Kansas GOP tries to hold House seat with novice candidate

 

November 7, 2018



TOPEKA, Kan. (AP) — Republicans are trying to hold on to an eastern Kansas congressional seat Tuesday with a little-known candidate who spent most of his adult life outside the state and was caught embellishing his credentials.

The district represented by retiring GOP Rep. Lynn Jenkins leans Republican and President Donald Trump carried it by nearly 17 percentage points two years ago. Republican Steve Watkins emerged from a bruising seven-person primary that saw one opponent label him a "fraud" and some local leaders question his commitment to the party.

Democratic nominee Paul Davis, a former Kansas House minority leader and Lawrence attorney, carried the district in an unsuccessful run for governor in 2014 and raised $3.6 million for his congressional race.

Davis pitched himself to voters as a commonsense centrist who worked with Republicans during his legislative career. He started his campaign by promising that he wouldn't support Democratic leader Nancy Pelosi for House speaker if Democrats recapture a majority.

He also stressed health care issues, promising to fight to keep prescription drug prices in check and protect health coverage for people with pre-existing medical conditions.

None of those stances prevented Republicans, including Watkins, from attacking Davis as a Pelosi liberal.

Watkins himself emerged as an issue despite his attractive profile as a political outsider and a West Point graduate who served in Afghanistan and then worked there, in Iraq and in Central Asia as a government contractor. He's run the famed Iditarod dog sled race twice in Alaska and attempted to scale Mount Everest in 2015.
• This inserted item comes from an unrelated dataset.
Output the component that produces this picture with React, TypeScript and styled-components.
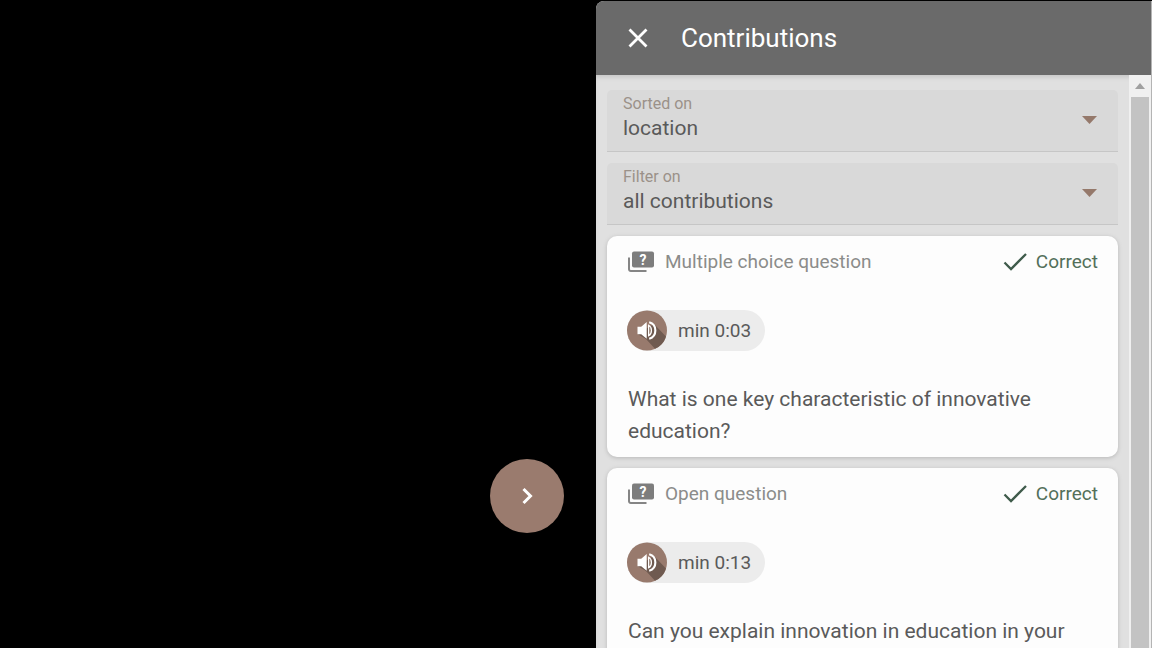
import React, { useId, useState } from "react";
import styled, { createGlobalStyle } from "styled-components";

const GlobalStyle = createGlobalStyle`
  *, *::before, *::after { box-sizing: border-box; }
  body {
    margin: 0;
    background: #000;
    font-family: Roboto, "Liberation Sans", sans-serif;
    color: #5a5a5a;
  }
  button, select { font: inherit; color: inherit; }
`;

const Page = styled.div`
  display: grid;
  grid-template-columns: minmax(0, 149fr) minmax(0, 139fr);
  height: 100vh;
  overflow: hidden;
`;

const Stage = styled.main`
  display: flex;
  justify-content: flex-end;
  align-items: flex-end;
  padding: 0 32px 115px;
  background: #000;
`;

const NextButton = styled.button`
  display: grid;
  place-items: center;
  width: 74px;
  height: 74px;
  padding: 0;
  border: 0;
  border-radius: 50%;
  background: #9a7b6e;
  cursor: pointer;
`;

const Drawer = styled.aside`
  display: flex;
  flex-direction: column;
  min-height: 0;
  margin-top: 1px;
  border-right: 1px solid #b4b4b4;
  border-radius: 8px 0 0 0;
  background: #e0e0e0;
  overflow: hidden;
`;

const DrawerHeader = styled.header`
  display: flex;
  flex: none;
  align-items: center;
  gap: 32px;
  height: 74px;
  padding: 0 31px;
  background: #6a6a6a;
  color: #fff;
`;

const CloseButton = styled.button`
  display: grid;
  place-items: center;
  width: 22px;
  height: 24px;
  padding: 0;
  border: 0;
  background: none;
  cursor: pointer;
`;

const Title = styled.h1`
  margin: 0;
  font-size: 26px;
  font-weight: 400;
  line-height: 32px;
`;

const DrawerBody = styled.div`
  display: flex;
  flex: 1;
  min-height: 0;
  box-shadow: inset 0 4px 5px -2px #c4c4c4;
`;

const List = styled.div`
  display: flex;
  flex: 1;
  flex-direction: column;
  gap: 11px;
  min-width: 0;
  padding: 15px 11px;
  overflow: hidden;
`;

const Scrollbar = styled.div`
  display: flex;
  flex: none;
  flex-direction: column;
  width: 22px;
  padding: 0 2px;
  background: #f0f0f0;
`;

const ScrollUp = styled.button`
  display: grid;
  place-items: center;
  height: 22px;
  padding: 0;
  border: 0;
  background: none;
`;

const ScrollThumb = styled.div`
  flex: 1;
  background: #c3c3c3;
`;

const Field = styled.div`
  position: relative;
  flex: none;
`;

const FieldLabel = styled.label`
  position: absolute;
  top: 4px;
  left: 16px;
  color: #9b9189;
  font-size: 16px;
  line-height: 20px;
`;

const FieldSelect = styled.select`
  display: block;
  width: 100%;
  height: 62px;
  padding: 14px 48px 0 16px;
  border: 0;
  border-bottom: 1px solid #c6c6c6;
  border-radius: 5px 5px 0 0;
  background: #d9d9d9;
  font-size: 21px;
  appearance: none;
`;

const FieldArrow = styled.svg`
  position: absolute;
  top: 26px;
  right: 21px;
  pointer-events: none;
`;

const Card = styled.article`
  flex: none;
  padding: 10px 20px;
  border-radius: 10px;
  background: #fdfdfd;
  box-shadow: 0 1px 4px #b8b8b8;
`;

const CardHeader = styled.div`
  display: flex;
  align-items: center;
  height: 32px;
`;

const Kind = styled.h2`
  flex: 1;
  margin: 0 0 0 10px;
  color: #8b8c8a;
  font-size: 19px;
  font-weight: 400;
  line-height: 32px;
`;

const Status = styled.span`
  display: flex;
  align-items: center;
  gap: 8px;
  color: #53705a;
  font-size: 19px;
  line-height: 32px;
`;

const AudioChip = styled.button`
  display: flex;
  align-items: center;
  gap: 11px;
  height: 41px;
  margin: 32px 0;
  padding: 0 14px 0 0;
  border: 0;
  border-radius: 21px;
  background: #ececec;
  font-size: 19px;
  line-height: 32px;
  cursor: pointer;
`;

const Question = styled.p`
  margin: 0;
  padding-left: 1px;
  font-size: 21px;
  line-height: 32px;
`;

function CloseIcon() {
  return (
    <svg width="22" height="22" viewBox="0 0 22 22" fill="none" stroke="#fff" strokeWidth="2.8" aria-hidden="true">
      <path d="M2.5 2.5 19.5 19.5M19.5 2.5 2.5 19.5" />
    </svg>
  );
}

function NextIcon() {
  return (
    <svg width="16" height="20" viewBox="0 0 16 20" fill="none" stroke="#fff" strokeWidth="3" aria-hidden="true">
      <path d="M4.5 3 11.5 10 4.5 17" />
    </svg>
  );
}

function QuestionIcon() {
  return (
    <svg width="28" height="24" viewBox="0 0 28 24" aria-hidden="true">
      <path d="M2 7.5V19.2a1.8 1.8 0 0 0 1.8 1.8H19.5" fill="none" stroke="#858585" strokeWidth="2" />
      <rect x="5" y="1.5" width="22" height="16" rx="2" fill="#7d7d7d" />
      <text x="16" y="14.5" textAnchor="middle" fontSize="14" fontWeight="700" fill="#fff">?</text>
    </svg>
  );
}

function CheckIcon() {
  return (
    <svg width="25" height="20" viewBox="0 0 25 20" fill="none" stroke="#3f5b4b" strokeWidth="2.3" aria-hidden="true">
      <path d="M1.5 10.5 8 17 23 2" />
    </svg>
  );
}

function SpeakerIcon() {
  return (
    <svg width="40" height="41" viewBox="0 0 40 41" aria-hidden="true">
      <circle cx="20" cy="20.5" r="20" fill="#987a6d" />
      <path d="M10.5 24 19 29 28 38.8A20 20 0 0 0 39 26.5L27 14Z" fill="#6f5a50" />
      <path d="M10.5 16.8H14.2L19.7 12V28.8L14.2 24.2H10.5Z" fill="#fff" />
      <path d="M21.6 15.2C25.4 17 25.4 24 21.6 25.8Z" fill="#8d7568" stroke="#fff" strokeWidth="1.2" />
      <path d="M22.2 12.3C30.4 14.6 30.4 26.4 22.2 28.7" fill="none" stroke="#fff" strokeWidth="2.1" />
    </svg>
  );
}

type SelectFieldProps = { label: string; options: string[] };

function SelectField({ label, options }: SelectFieldProps) {
  const id = useId();
  const [value, setValue] = useState(options[0]);
  return (
    <Field>
      <FieldSelect id={id} value={value} onChange={(e) => setValue(e.target.value)}>
        {options.map((option) => (
          <option key={option}>{option}</option>
        ))}
      </FieldSelect>
      <FieldLabel htmlFor={id}>{label}</FieldLabel>
      <FieldArrow width="15" height="8" viewBox="0 0 15 8" aria-hidden="true">
        <path d="M0 0H15L7.5 8Z" fill="#95796b" />
      </FieldArrow>
    </Field>
  );
}

type Contribution = { kind: string; time: string; question: string };

const contributions: Contribution[] = [
  {
    kind: "Multiple choice question",
    time: "min 0:03",
    question: "What is one key characteristic of innovative education?",
  },
  {
    kind: "Open question",
    time: "min 0:13",
    question: "Can you explain innovation in education in your",
  },
];

function ContributionCard({ kind, time, question }: Contribution) {
  return (
    <Card>
      <CardHeader>
        <QuestionIcon />
        <Kind>{kind}</Kind>
        <Status>
          <CheckIcon />
          Correct
        </Status>
      </CardHeader>
      <AudioChip type="button">
        <SpeakerIcon />
        {time}
      </AudioChip>
      <Question>{question}</Question>
    </Card>
  );
}

export default function App() {
  return (
    <Page>
      <GlobalStyle />
      <Stage>
        <NextButton type="button" aria-label="Next">
          <NextIcon />
        </NextButton>
      </Stage>
      <Drawer>
        <DrawerHeader>
          <CloseButton type="button" aria-label="Close">
            <CloseIcon />
          </CloseButton>
          <Title>Contributions</Title>
        </DrawerHeader>
        <DrawerBody>
          <List>
            <SelectField label="Sorted on" options={["location"]} />
            <SelectField label="Filter on" options={["all contributions"]} />
            {contributions.map((item) => (
              <ContributionCard key={item.time} {...item} />
            ))}
          </List>
          <Scrollbar>
            <ScrollUp type="button" aria-label="Scroll up">
              <svg width="10" height="6" viewBox="0 0 10 6" aria-hidden="true">
                <path d="M0 6 5 0 10 6Z" fill="#a0a0a0" />
              </svg>
            </ScrollUp>
            <ScrollThumb />
          </Scrollbar>
        </DrawerBody>
      </Drawer>
    </Page>
  );
}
But he was caught exaggerating his role in a small business in the Middle East and removed a quote about his "heroic leadership" during the Mount Everest expedition attributed to his guide, after the guide told The Associated Press that he'd never said it.
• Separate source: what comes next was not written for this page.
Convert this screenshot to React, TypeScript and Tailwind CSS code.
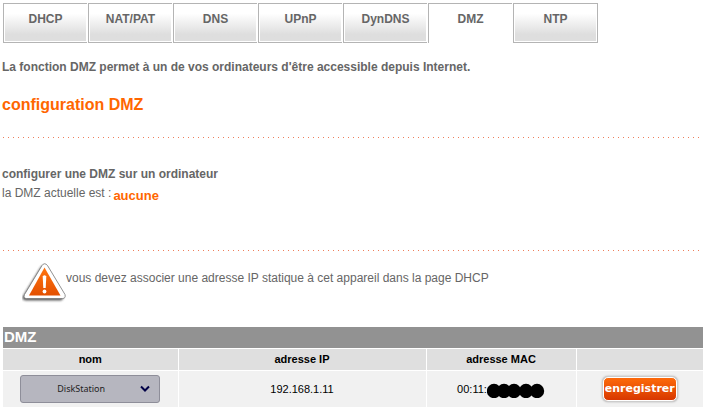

Even before, Republican critics noted that the Topeka native had spent most of his adult life living outside Kansas and had not voted in the state until a municipal election in November 2017, after he'd decided to run for Congress.

Also, Watkins' father, a Topeka physician, was heavily involved in the race as the almost-exclusive source of funding for a political action committee, Kansans Can Do Anything, boosting his son's candidacy. The elder Watkins contributed more than $765,000 to the PAC.

One former GOP foe, ex-state Sen. Steve Fitzgerald, called him "a charlatan, a fraud and an opportunist," days before the August primary, though he later wouldn't criticize Watkins. Some GOP leaders also were wary of him after three Democrats said publicly that he met with them last year about running as a Democrat — something he strongly disputed.